Secondo la road map da "una riforma al mese" delineata da Matteo Renzi in pompa magna nel febbraio scorso, la riforma della giustizia avrebbe dovuto essere varata "entro giugno". Il termine è scaduto, ma della riforma nessuna traccia: al suo posto un’indicazione, quasi improvvisata, di 12 generiche e scarne "linee guida", presentate lunedì in Consiglio dei ministri.
Le proposte avanzate dal premier e dal Guardasigilli Andrea Orlando prendono infatti la forma di semplici buoni propositi, tanto condivisibili in astratto, quanto privi di qualsiasi disposizione attuativa nel concreto. Non si comprende in alcun modo, insomma, con quali mezzi si vorrebbero perseguire gli obiettivi prefissati. Un copione, questo renziano, già visto in passato in altri ambiti, quello economico in primis.
Si comincia dalla giustizia civile (riduzione dei tempi, con sentenza di primo grado entro un anno, e dimezzamento degli arretrati), per poi passare al Csm (e qui la perifrasi di Renzi diventa ancor più aleatoria: "Più carriera per merito e non grazie alla appartenenza" e "Chi giudica non nomina, chi nomina non giudica") e alla responsabilità civile dei magistrati ("sul modello europeo", dunque indiretta, ma nonostante ciò sicuro oggetto di proteste delle toghe).
E ancora: norme contro la criminalità economica (torna il falso in bilancio e viene introdotto il reato di autoriciclaggio), accelerazione del processo penale (come?), riforma della prescrizione, riforma delle intercettazioni (con una proposta che paradossalmente non fa altro che fotografare la delicatezza della questione: "Diritto all’informazione e tutela della privacy"), informatizzazione integrale del sistema giudiziario.

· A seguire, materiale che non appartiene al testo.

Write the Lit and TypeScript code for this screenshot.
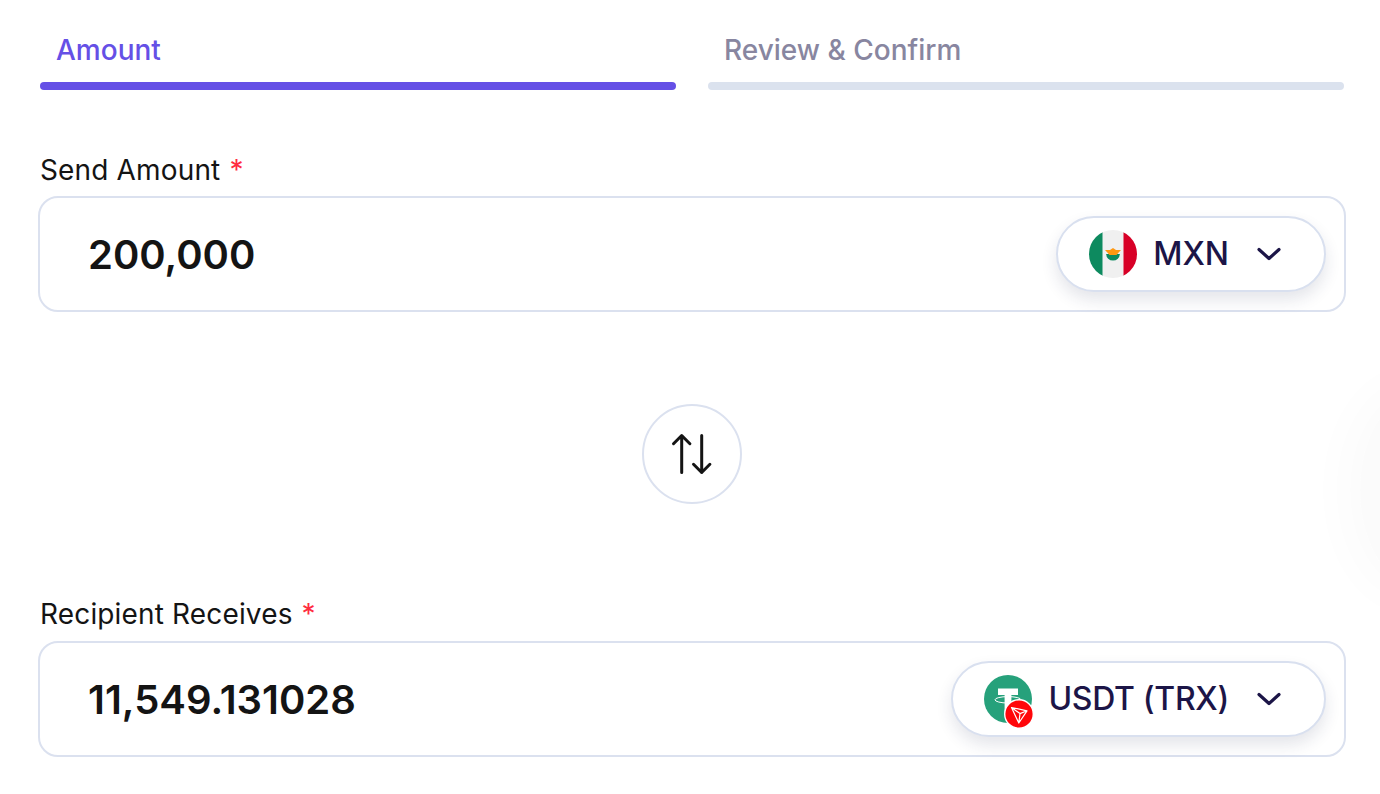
import { LitElement, html, css } from "lit";
import { customElement } from "lit/decorators.js";

const chevron = html`<svg class="chev" width="28" height="28" viewBox="0 0 28 28" fill="none"><path d="M4 9.5 L14 18.5 L24 9.5" stroke="#1c1547" stroke-width="3.2" stroke-linecap="round" stroke-linejoin="round"/></svg>`;

const mx = html`<svg class="flag" width="48" height="48" viewBox="0 0 48 48">
  <defs><clipPath id="mxc"><circle cx="24" cy="24" r="24"/></clipPath></defs>
  <g clip-path="url(#mxc)">
    <rect width="48" height="48" fill="#f0f0f0"/>
    <rect width="13.5" height="48" fill="#0d8a5f"/>
    <rect x="34.5" width="13.5" height="48" fill="#d80027"/>
    <path d="M17.2 24 A6.8 6.6 0 0 0 30.8 24 Z" fill="#0d8a5f"/>
    <path d="M16 20 L21 20 L24 18 L27 20 L32 20 L29.2 23 L27.5 25 L20.5 25 L18.8 23 Z" fill="#ff9811"/>
  </g></svg>`;

const usdt = html`<span class="token">
  <svg width="48" height="48" viewBox="0 0 48 48">
    <circle cx="24" cy="24" r="24" fill="#26a17b"/>
    <path d="M14 13.5 H34 V20 H27.4 V38 H20.6 V20 H14 Z" fill="#fff"/>
    <ellipse cx="24" cy="24.8" rx="13" ry="3.2" fill="none" stroke="#fff" stroke-width="1"/>
  </svg>
  <svg class="tron" width="30" height="30" viewBox="0 0 30 30">
    <circle cx="15" cy="15" r="14.3" fill="#ff060a" stroke="#fff" stroke-width="1.4"/>
    <path d="M7.5 8.5 L23 11.8 L14.8 24 Z M7.5 8.5 L16 14.6 L23 11.8 M16 14.6 L14.8 24" fill="none" stroke="#fff" stroke-width="1.2" stroke-linejoin="round"/>
  </svg>
</span>`;

const swap = html`<svg width="44" height="44" viewBox="0 0 44 44" fill="none" stroke="#141414" stroke-width="3" stroke-linecap="round" stroke-linejoin="round">
  <path d="M11.7 40.5 V3.5 M3.5 11.7 L11.7 3.5 L19.9 11.7"/>
  <path d="M31.7 3.5 V40.5 M23.5 32.3 L31.7 40.5 L39.9 32.3"/>
</svg>`;

@customElement("app-root")
export class AppRoot extends LitElement {
  static styles = css`
    :host {
      display: block;
      position: relative;
      width: 1380px;
      height: 794px;
      overflow: hidden;
      background: #fff;
      font-family: Inter, "Liberation Sans", sans-serif;
      color: #141414;
    }
    .glow {
      position: absolute;
      right: -80px;
      top: 400px;
      width: 100px;
      height: 180px;
      border-radius: 50%;
      background: rgba(0, 0, 0, 0.016);
      box-shadow: 0 0 40px 24px rgba(0, 0, 0, 0.014);
    }
    .page {
      position: relative;
      display: flex;
      flex-direction: column;
      padding: 0 36px 0 40px;
    }
    .tabs {
      display: grid;
      grid-template-columns: 1fr 1fr;
      column-gap: 32px;
      padding-top: 32px;
    }
    .tab-label {
      font-size: 28px;
      line-height: 36px;
      font-weight: 500;
      padding-left: 16px;
      color: #8886a0;
      margin-bottom: 14px;
    }
    .tab.active .tab-label { color: #6550e6; }
    .bar { height: 8px; border-radius: 4px; background: #dbe2ee; }
    .tab.active .bar { background: #6550e6; }
    .section { display: flex; flex-direction: column; }
    .send { margin-top: 62px; }
    .recv { margin-top: 92px; }
    .label {
      font-size: 28px;
      line-height: 36px;
      font-weight: 400;
      letter-spacing: 0.15px;
      color: #141414;
      margin-bottom: 8px;
    }
    .recv .label { margin-bottom: 9px; }
    .req { color: #ff2d3f; margin-left: 1px; }
    .field {
      box-sizing: border-box;
      height: 116px;
      margin-left: -2px;
      width: 1308px;
      border: 2px solid #dbe1ef;
      border-radius: 20px;
      display: flex;
      align-items: center;
      justify-content: space-between;
      padding: 0 18px 0 48px;
    }
    .value { font-size: 40px; font-weight: 600; color: #141414; }
    .pill {
      box-sizing: border-box;
      height: 76px;
      margin-top: -1px;
      border: 2px solid #d9e0ef;
      border-radius: 38px;
      background: #fff;
      box-shadow: 0 8px 16px rgba(30, 40, 80, 0.12);
      display: flex;
      align-items: center;
      padding: 0 41px 0 31px;
      font-size: 32px;
      font-weight: 500;
      color: #1c1547;
    }
    .pill .name { margin-left: 16px; white-space: nowrap; }
    .pill .name.tight { letter-spacing: -0.3px; }
    .pill .chev { margin-left: 26px; }
    .flag { display: block; }
    .token { position: relative; display: block; width: 48px; height: 48px; }
    .token svg { display: block; }
    .token .tron { position: absolute; right: -2px; bottom: -6px; }
    .swap-row { display: flex; justify-content: center; margin-top: 92px; }
    .swap {
      box-sizing: border-box;
      width: 100px;
      height: 100px;
      border-radius: 50%;
      border: 2px solid #dbe1ef;
      background: #fff;
      display: flex;
      align-items: center;
      justify-content: center;
    }
  `;

  render() {
    return html`
      <div class="glow"></div>
      <div class="page">
        <div class="tabs">
          <div class="tab active"><div class="tab-label">Amount</div><div class="bar"></div></div>
          <div class="tab"><div class="tab-label">Review &amp; Confirm</div><div class="bar"></div></div>
        </div>
        <div class="section send">
          <div class="label">Send Amount <span class="req">*</span></div>
          <div class="field">
            <span class="value">200,000</span>
            <div class="pill">${mx}<span class="name">MXN</span>${chevron}</div>
          </div>
        </div>
        <div class="swap-row"><div class="swap">${swap}</div></div>
        <div class="section recv">
          <div class="label">Recipient Receives <span class="req">*</span></div>
          <div class="field">
            <span class="value">11,549.131028</span>
            <div class="pill">${usdt}<span class="name tight">USDT (TRX)</span>${chevron}</div>
          </div>
        </div>
      </div>
    `;
  }
}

Tanti buoni propositi, dunque, ma nulla di concreto. Niente inoltre, occorre notarlo, sul sistema carcerario, sulle misure alternative, sull’abuso della carcerazione preventiva, sulla separazione delle carriere tra magistrati giudicanti e requirenti. L’impressione, così, è che di fronte ai primi segnali di malumore da parte delle toghe, il governo abbia deciso di evitare di generare scontri frontali con la magistratura, adottando un basso profilo.
Tensioni che, secondo la logica renziana, potrebbero essere tali da indebolire l’immagine del premier, ancor più ora che è ufficialmente iniziato il tanto evocato "semestre europeo" italiano, vale a dire la presidenza di turno del Consiglio dell’Unione europea (un ruolo visto dal mondo mediatico-politico come la panacea di tutti i mali, e caricato di un’immaginaria forza propulsiva per il rilancio economico del Paese).
La stessa decisione di rimettere ad una consultazione pubblica online l’articolazione di queste scarne linee guida (e quindi rimandare al primo settembre la presentazione dei testi definitivi della riforma) denota da parte di Renzi la volontà, anziché avviare un reale dibattito pubblico sui temi, di relegare in secondo piano l’intera "rivoluzione" del sistema giustizia.